How to make a budget

The first step in creating a solid budget is to define your financial goals, experts say. Financial advisors recommend different ways of doing this, such as thinking about your big picture goals or identifying your core values.

Once you have a clear picture of what you're trying to accomplish, you'll need to take a financial inventory of where you are, including income, expenses and any debt. Then, you'll take your monthly salary and allocate parts of it to your essential expenses first, then your financial goals. If you still have money left over, you can apply it to spending in more fun categories, such as travel or eating out.

If you don't have enough income to cover all your wants, needs and save for long-term goals, you may have to cut back on spending or consider a longer time frame to save. These choices help shape your financial plan.

“Making a conscious decision on how much to spend, how much to save and what to reduce or let go provides tremendous direction,” said Jerel Butler, a CFP and founder of Millennial Financial Solutions in New Orleans.

Once you've determined a budget, the next part is automating parts that you can, such as paying bills and saving, and tracking your spending.

There are many ways to do this, from using a simple spreadsheet to using an app such as Mint, Personal Capital or You Need a Budget (YNAB.) What's important is finding the money-tracking method that works best for you so that you'll continue to use it.

Set yourself up for success

To be sure, some people will struggle to stick to their budget, especially at first. There are a few things that can help you get back on track.

The first may be changing your mindset about budgeting in general, according to Julie Quick, a CFP and founder of Cultivate Financial Wellness in White Lake, Michigan. Instead of using the word “budget,” which she says people associate with the financial version of being on a diet, she helps clients develop a spending plan.

The idea is the same — it's a plan for how you'll allocate and spend money — but the difference in vocabulary helps people feel like they're in control instead of restricting themselves.

“I tell all my clients, 'I am not going to tell what you can and can't spend money on, only you can do that,'” she said. “But it's about understanding what's important to you and aligning your dollars accordingly.”

You can also try a new method of budgeting or tracking your spending, said Brown. If using an app that tracks your spending all the time is too stressful, you can try something like doing a monthly check-in with your own spreadsheets, for example.

Experts also say that a solid budget generally takes a few months to perfect, because people usually forget some expenses at first or overestimate how much they'll save.

To combat this, Brown suggests giving yourself a lot of grace at the beginning and set yourself up for success by choosing reachable goals at least for the first few months.

For example, if someone's goal is to save $100 a month, she'll recommend that they start with $50. When you meet or exceed a goal, it gives you the encouragement to keep going, she said.  

When to consult a professional

Many people can set and maintain a budget on their own, but if you're really struggling after a few months, it may be time to consult with a professional.

Those who need help with the basics of budgeting or have a spending problem may want to work with a financial counselor, coach or even a financial therapist. If you're looking to invest long-term or need help with goals such as buying a house, retiring or saving for college should look to work with a financial advisor.

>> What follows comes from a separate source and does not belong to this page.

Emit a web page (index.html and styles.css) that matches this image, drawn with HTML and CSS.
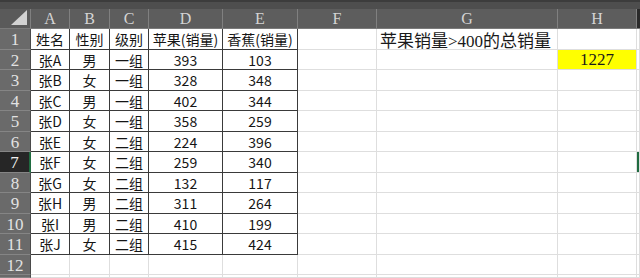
FILE: index.html
```html
<!DOCTYPE html>
<html>
<head>
<meta charset="utf-8">
<link rel="stylesheet" href="styles.css">
</head>
<body>
<div class="strip"></div>
<div class="sheet">
  <div class="ch corner"><span class="tri"></span></div>
  <div class="ch">A</div><div class="ch">B</div><div class="ch">C</div><div class="ch">D</div><div class="ch">E</div><div class="ch">F</div><div class="ch">G</div><div class="ch">H</div><div class="ch sel-col"></div>

  <div class="rh">1</div>
  <div class="c t">姓名</div><div class="c t">性别</div><div class="c t">级别</div><div class="c t">苹果(销量)</div><div class="c t">香蕉(销量)</div>
  <div class="c"></div><div class="c left big">苹果销量&gt;400的总销量</div><div class="c"></div><div class="c"></div>

  <div class="rh">2</div>
  <div class="c t">张A</div><div class="c t">男</div><div class="c t">一组</div><div class="c t">393</div><div class="c t">103</div>
  <div class="c"></div><div class="c"></div><div class="c yellow">1227</div><div class="c"></div>

  <div class="rh">3</div>
  <div class="c t">张B</div><div class="c t">女</div><div class="c t">一组</div><div class="c t">328</div><div class="c t">348</div>
  <div class="c"></div><div class="c"></div><div class="c"></div><div class="c"></div>

  <div class="rh">4</div>
  <div class="c t">张C</div><div class="c t">男</div><div class="c t">一组</div><div class="c t">402</div><div class="c t">344</div>
  <div class="c"></div><div class="c"></div><div class="c"></div><div class="c"></div>

  <div class="rh">5</div>
  <div class="c t">张D</div><div class="c t">女</div><div class="c t">一组</div><div class="c t">358</div><div class="c t">259</div>
  <div class="c"></div><div class="c"></div><div class="c"></div><div class="c"></div>

  <div class="rh">6</div>
  <div class="c t">张E</div><div class="c t">女</div><div class="c t">二组</div><div class="c t">224</div><div class="c t">396</div>
  <div class="c"></div><div class="c"></div><div class="c"></div><div class="c"></div>

  <div class="rh sel-row">7</div>
  <div class="c t">张F</div><div class="c t">女</div><div class="c t">二组</div><div class="c t">259</div><div class="c t">340</div>
  <div class="c"></div><div class="c"></div><div class="c"></div><div class="c active"></div>

  <div class="rh">8</div>
  <div class="c t">张G</div><div class="c t">女</div><div class="c t">二组</div><div class="c t">132</div><div class="c t">117</div>
  <div class="c"></div><div class="c"></div><div class="c"></div><div class="c"></div>

  <div class="rh">9</div>
  <div class="c t">张H</div><div class="c t">男</div><div class="c t">二组</div><div class="c t">311</div><div class="c t">264</div>
  <div class="c"></div><div class="c"></div><div class="c"></div><div class="c"></div>

  <div class="rh">10</div>
  <div class="c t">张I</div><div class="c t">男</div><div class="c t">二组</div><div class="c t">410</div><div class="c t">199</div>
  <div class="c"></div><div class="c"></div><div class="c"></div><div class="c"></div>

  <div class="rh">11</div>
  <div class="c t">张J</div><div class="c t">女</div><div class="c t">二组</div><div class="c t">415</div><div class="c t">424</div>
  <div class="c"></div><div class="c"></div><div class="c"></div><div class="c"></div>

  <div class="rh">12</div>
  <div class="c"></div><div class="c"></div><div class="c"></div><div class="c"></div><div class="c"></div>
  <div class="c"></div><div class="c"></div><div class="c"></div><div class="c"></div>

  <div class="rh"></div>
  <div class="c"></div><div class="c"></div><div class="c"></div><div class="c"></div><div class="c"></div>
  <div class="c"></div><div class="c"></div><div class="c"></div><div class="c"></div>
</div>
</body>
</html>
```

FILE: styles.css
```css
html, body {
  margin: 0;
  padding: 0;
}

body {
  width: 640px;
  height: 278px;
  overflow: hidden;
  background: #ffffff;
}

.strip {
  height: 9px;
  box-sizing: border-box;
  background: #4e4e4e;
  border-top: 2px solid #3c3c3c;
}

.sheet {
  display: grid;
  grid-template-columns: 31px 39px 40px 39px 74px 75px 79px 181px 79px 3px;
  grid-template-rows: 20px 21px 20px 21px 20px 21px 20px 21px 20px 21px 20px 21px 20px 3px;
  overflow: hidden;
}

.ch {
  box-sizing: border-box;
  background: #5d5d5d;
  color: #d4d4d4;
  font: 16px "Liberation Serif", serif;
  border-right: 1px solid #808080;
  border-bottom: 1px solid #7a7a7a;
  display: flex;
  align-items: center;
  justify-content: center;
  overflow: hidden;
}

.corner {
  position: relative;
  background: #5a5a5a;
}

.tri {
  position: absolute;
  right: 3px;
  bottom: 3px;
  width: 0;
  height: 0;
  border-left: 16px solid transparent;
  border-bottom: 15px solid #d2d2d2;
}

.sel-col {
  background: #2a2a2a;
  border-right: none;
}

.rh {
  box-sizing: border-box;
  background: #6a6a6a;
  color: #e2e2e2;
  font: 17px "Liberation Serif", serif;
  border-right: 1px solid #4a4a4a;
  border-bottom: 1px solid #858585;
  display: flex;
  align-items: center;
  justify-content: center;
  padding-top: 2px;
  overflow: hidden;
}

.sel-row {
  background: #262626;
  color: #f0f0f0;
  border-right: 2px solid #1f6b40;
}

.c {
  box-sizing: border-box;
  border-right: 1px solid #dedede;
  border-bottom: 1px solid #dedede;
  display: flex;
  align-items: center;
  justify-content: center;
  font: 14px "Noto Sans CJK SC", sans-serif;
  color: #151515;
  white-space: nowrap;
  overflow: visible;
}

.t {
  border-right-color: #3a3a3a;
  border-bottom-color: #3a3a3a;
}

.left {
  justify-content: flex-start;
  padding-left: 3px;
}

.big {
  font: 17px "Liberation Serif", "Noto Sans CJK SC", serif;
  color: #1a1a1a;
}

.yellow {
  background: #ffff00;
  font: 17px "Liberation Serif", serif;
  color: #1a1a1a;
}

.active {
  box-shadow: inset 2px 2px 0 #1f6b40, inset 0 -2px 0 #1f6b40;
  background: #f4f4f4;
}
```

Couples especially may want to work with an expert to have the help of an objective third party in working towards their goals, said Kevin Lao, a CFP and founder of Imagine Financial Security in St. Augustine, Florida.

“They might have different philosophies, or one might be a stronger personality than the other,” he said. “I see a lot of value in that process of sitting down and talking to married couples about their goals.”

A professional will also help with one of the most important parts of budgeting – just getting started.

“If you don't take the first step and start, you can never get there,” said Standfield. “So just get started.”